Ook blijft over het door Odette Vlessing in de archieven opgeduikelde feit dat Rembrandts zoon Titus (die van het faillissement van Rembrandt gevrijwaard moest blijven) en Spinoza in diezelfde week van 1656 succesvol vertegenwoordigd werden door dezelfde "voogd" Louis Craeyer, die gebruik maakte van een maas in de stedelijke wetgeving.
In de laatste 10 dagen van juli 1656 heeft het stadsbestuur deze maas in de wet razendsnel via een spoedprocedure gedicht, zodat herhaling verder niet meer mogelijk was.
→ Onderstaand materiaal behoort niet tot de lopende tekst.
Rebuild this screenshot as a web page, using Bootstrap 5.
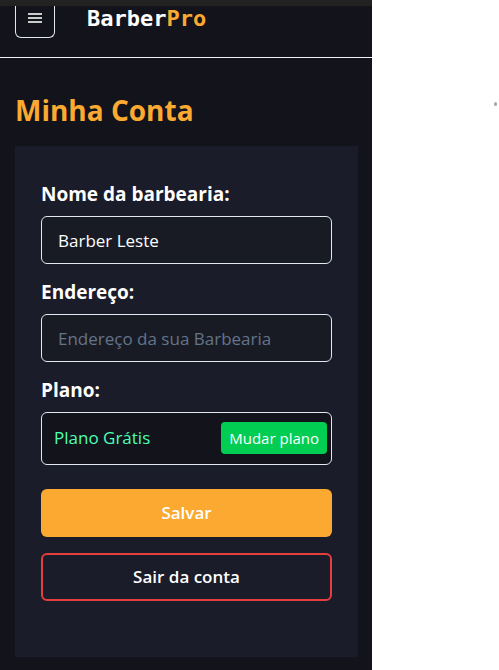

De nieuwe verordening dateert van 31 juli 1656. De gelijktijdige juridische behandeling van de financiële perikelen van Rembrandt en Spinoza in dezelfde tijd en door dezelfde advocaat met een dergelijke reactie van het stadsbestuur rechtvaardigt de hypothese dat zij elkaar in ieder geval gekend hebben.
De connectie heeft overigens dus niets te maken met eventuele zielsverwantschap tussen de toen 50-jarige Rembrandt en de jonge Spinoza.
Die Craeyer, waarover nauwelijks iets te vinden is, moet eens worden uitgezocht!

In het boek van Paul Crenshaw "Rembrandt's bankruptcy" (zie in blog verwijzing naar books.google) komt meermalen voor de advocaat Louis Crayers (1623 - 1688) en de rol die hij zowel bij Titus als Spinoza speelde (daar naam geschreven als Crayers). Of dat meer is dan Odette Vlessing bracht, of dat de auteur zich geheel op haar baseerde, kan ik niet beoordelen. Dat Rembrandt en Spinoza elkaar via deze route tegenkwamen klinkt als "mogelijker" dan de Van den Enden-route, maar is nog steeds onwaarschijnlijk (hoewel notarissen en advocaten zich toen misschien minder aan de privacy van hun klanten gelegen lieten liggen)

Over Odette Vlessing gesproken - waar blijft het boek over Spinoza dat zij samen met André Vuijsje zou hebben geschreven en dat uitgeverij Lubberhuizen al voor verschijning op 1 november 2010 had aangekondigd? Verwacht mag worden dat in dat komende boek eveneens op deze materie zal worden ingegaan.